What you should do: Each line below should be retyped exactly, with no pictures.

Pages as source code

——————

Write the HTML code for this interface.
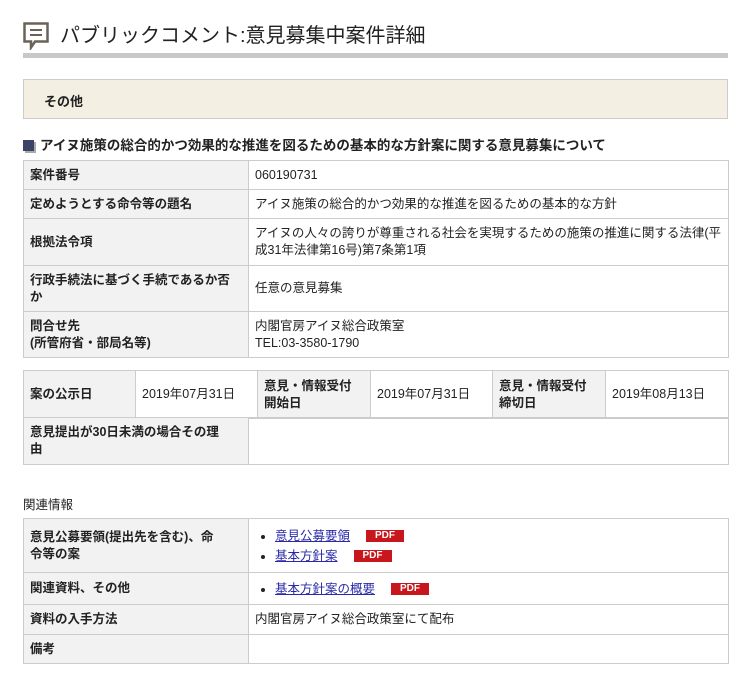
<!DOCTYPE html>
<html><head><meta charset="utf-8"><style>
body{margin:0;background:#fff;font-family:"Liberation Sans","Noto Sans CJK JP",sans-serif;font-size:12.5px;color:#222;}
.wrap{position:relative;width:753px;height:677px;}
.abs{position:absolute;}
h1{position:absolute;left:60px;top:19px;margin:0;font-size:20px;font-weight:normal;color:#222;}
.bar{position:absolute;left:23px;top:53px;width:705px;height:5px;background:#c8c8c8;}
.cat{position:absolute;left:23px;top:79px;width:703px;height:38px;background:#f3efe3;border:1px solid #ccc;}
.cat span{position:absolute;left:20px;top:11px;font-weight:bold;font-size:13px;}
.sub{position:absolute;left:23px;top:134px;font-weight:bold;font-size:13.5px;}
table{position:absolute;left:23px;border-collapse:collapse;table-layout:fixed;}
td{border:1px solid #ccc;padding:0 6px;vertical-align:middle;line-height:17px;}
td.h{background:#f2f2f2;font-weight:bold;}
a{color:#2a2aa8;}
.pdf{display:inline-block;background:#c8161d;color:#fff;font-size:10px;font-weight:bold;width:38px;height:12px;line-height:12px;text-align:center;margin-left:16px;vertical-align:middle;}
ul{margin:0;padding-left:20px;}
li{line-height:20px;}
</style></head><body><div class="wrap">
<svg class="abs" style="left:23px;top:22px" width="26" height="28" viewBox="0 0 26 28"><path d="M1.5 1.5h23v18H12l-4 6v-6H1.5z" fill="none" stroke="#6b6257" stroke-width="2.5"/><path d="M7 8h12M7 13h12" stroke="#6b6257" stroke-width="2"/></svg>
<h1>パブリックコメント:意見募集中案件詳細</h1>
<div class="bar"></div>
<div class="cat"><span>その他</span></div>
<div class="sub"><span style="display:inline-block;width:11px;height:11px;background:#3a4266;margin-right:6px;vertical-align:-1px;box-shadow:2px 2px 0 #aaa"></span>アイヌ施策の総合的かつ効果的な推進を図るための基本的な方針案に関する意見募集について</div>
<table style="top:160px;width:706px">
<col style="width:225px"><col>
<tr style="height:29px"><td class="h">案件番号</td><td>060190731</td></tr>
<tr style="height:29px"><td class="h">定めようとする命令等の題名</td><td>アイヌ施策の総合的かつ効果的な推進を図るための基本的な方針</td></tr>
<tr style="height:47px"><td class="h">根拠法令項</td><td>アイヌの人々の誇りが尊重される社会を実現するための施策の推進に関する法律(平<br>成31年法律第16号)第7条第1項</td></tr>
<tr style="height:46px"><td class="h">行政手続法に基づく手続であるか否<br>か</td><td>任意の意見募集</td></tr>
<tr style="height:46px"><td class="h">問合せ先<br>(所管府省・部局名等)</td><td>内閣官房アイヌ総合政策室<br>TEL:03-3580-1790</td></tr>
</table>
<table style="top:370px;width:706px">
<col style="width:112px"><col style="width:122px"><col style="width:113px"><col style="width:122px"><col style="width:113px"><col>
<tr style="height:48px"><td class="h">案の公示日</td><td>2019年07月31日</td><td class="h">意見・情報受付<br>開始日</td><td>2019年07月31日</td><td class="h">意見・情報受付<br>締切日</td><td>2019年08月13日</td></tr>
</table>
<table style="top:417px;width:706px">
<col style="width:225px"><col>
<tr style="height:47px"><td class="h">意見提出が30日未満の場合その理<br>由</td><td></td></tr>
</table>
<div class="abs" style="left:23px;top:494px">関連情報</div>
<table style="top:518px;width:706px">
<col style="width:225px"><col>
<tr style="height:54px"><td class="h">意見公募要領(提出先を含む)、命<br>令等の案</td><td><ul><li><a href="#">意見公募要領</a><span class="pdf">PDF</span></li><li><a href="#">基本方針案</a><span class="pdf">PDF</span></li></ul></td></tr>
<tr style="height:32px"><td class="h">関連資料、その他</td><td><ul><li><a href="#">基本方針案の概要</a><span class="pdf">PDF</span></li></ul></td></tr>
<tr style="height:30px"><td class="h">資料の入手方法</td><td>内閣官房アイヌ総合政策室にて配布</td></tr>
<tr style="height:29px"><td class="h">備考</td><td></td></tr>
</table>
</div></body></html>
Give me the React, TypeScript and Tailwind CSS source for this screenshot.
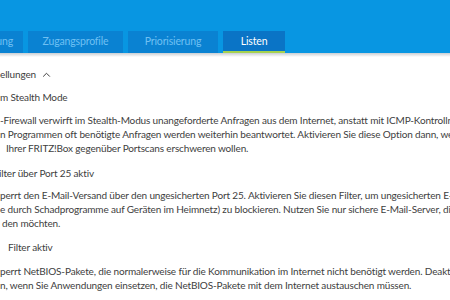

——————

Written solution:
Write the HTML code for this interface.
<!DOCTYPE html>
<html><head><meta charset="utf-8"><style>
body{margin:0;background:#fff;font-family:"Liberation Sans","Noto Sans CJK JP",sans-serif;font-size:12.5px;color:#222;}
.wrap{position:relative;width:753px;height:677px;}
.abs{position:absolute;}
h1{position:absolute;left:60px;top:19px;margin:0;font-size:20px;font-weight:normal;color:#222;}
.bar{position:absolute;left:23px;top:53px;width:705px;height:5px;background:#c8c8c8;}
.cat{position:absolute;left:23px;top:79px;width:703px;height:38px;background:#f3efe3;border:1px solid #ccc;}
.cat span{position:absolute;left:20px;top:11px;font-weight:bold;font-size:13px;}
.sub{position:absolute;left:23px;top:134px;font-weight:bold;font-size:13.5px;}
table{position:absolute;left:23px;border-collapse:collapse;table-layout:fixed;}
td{border:1px solid #ccc;padding:0 6px;vertical-align:middle;line-height:17px;}
td.h{background:#f2f2f2;font-weight:bold;}
a{color:#2a2aa8;}
.pdf{display:inline-block;background:#c8161d;color:#fff;font-size:10px;font-weight:bold;width:38px;height:12px;line-height:12px;text-align:center;margin-left:16px;vertical-align:middle;}
ul{margin:0;padding-left:20px;}
li{line-height:20px;}
</style></head><body><div class="wrap">
<svg class="abs" style="left:23px;top:22px" width="26" height="28" viewBox="0 0 26 28"><path d="M1.5 1.5h23v18H12l-4 6v-6H1.5z" fill="none" stroke="#6b6257" stroke-width="2.5"/><path d="M7 8h12M7 13h12" stroke="#6b6257" stroke-width="2"/></svg>
<h1>パブリックコメント:意見募集中案件詳細</h1>
<div class="bar"></div>
<div class="cat"><span>その他</span></div>
<div class="sub"><span style="display:inline-block;width:11px;height:11px;background:#3a4266;margin-right:6px;vertical-align:-1px;box-shadow:2px 2px 0 #aaa"></span>アイヌ施策の総合的かつ効果的な推進を図るための基本的な方針案に関する意見募集について</div>
<table style="top:160px;width:706px">
<col style="width:225px"><col>
<tr style="height:29px"><td class="h">案件番号</td><td>060190731</td></tr>
<tr style="height:29px"><td class="h">定めようとする命令等の題名</td><td>アイヌ施策の総合的かつ効果的な推進を図るための基本的な方針</td></tr>
<tr style="height:47px"><td class="h">根拠法令項</td><td>アイヌの人々の誇りが尊重される社会を実現するための施策の推進に関する法律(平<br>成31年法律第16号)第7条第1項</td></tr>
<tr style="height:46px"><td class="h">行政手続法に基づく手続であるか否<br>か</td><td>任意の意見募集</td></tr>
<tr style="height:46px"><td class="h">問合せ先<br>(所管府省・部局名等)</td><td>内閣官房アイヌ総合政策室<br>TEL:03-3580-1790</td></tr>
</table>
<table style="top:370px;width:706px">
<col style="width:112px"><col style="width:122px"><col style="width:113px"><col style="width:122px"><col style="width:113px"><col>
<tr style="height:48px"><td class="h">案の公示日</td><td>2019年07月31日</td><td class="h">意見・情報受付<br>開始日</td><td>2019年07月31日</td><td class="h">意見・情報受付<br>締切日</td><td>2019年08月13日</td></tr>
</table>
<table style="top:417px;width:706px">
<col style="width:225px"><col>
<tr style="height:47px"><td class="h">意見提出が30日未満の場合その理<br>由</td><td></td></tr>
</table>
<div class="abs" style="left:23px;top:494px">関連情報</div>
<table style="top:518px;width:706px">
<col style="width:225px"><col>
<tr style="height:54px"><td class="h">意見公募要領(提出先を含む)、命<br>令等の案</td><td><ul><li><a href="#">意見公募要領</a><span class="pdf">PDF</span></li><li><a href="#">基本方針案</a><span class="pdf">PDF</span></li></ul></td></tr>
<tr style="height:32px"><td class="h">関連資料、その他</td><td><ul><li><a href="#">基本方針案の概要</a><span class="pdf">PDF</span></li></ul></td></tr>
<tr style="height:30px"><td class="h">資料の入手方法</td><td>内閣官房アイヌ総合政策室にて配布</td></tr>
<tr style="height:29px"><td class="h">備考</td><td></td></tr>
</table>
</div></body></html>
Give me the React, TypeScript and Tailwind CSS source for this screenshot.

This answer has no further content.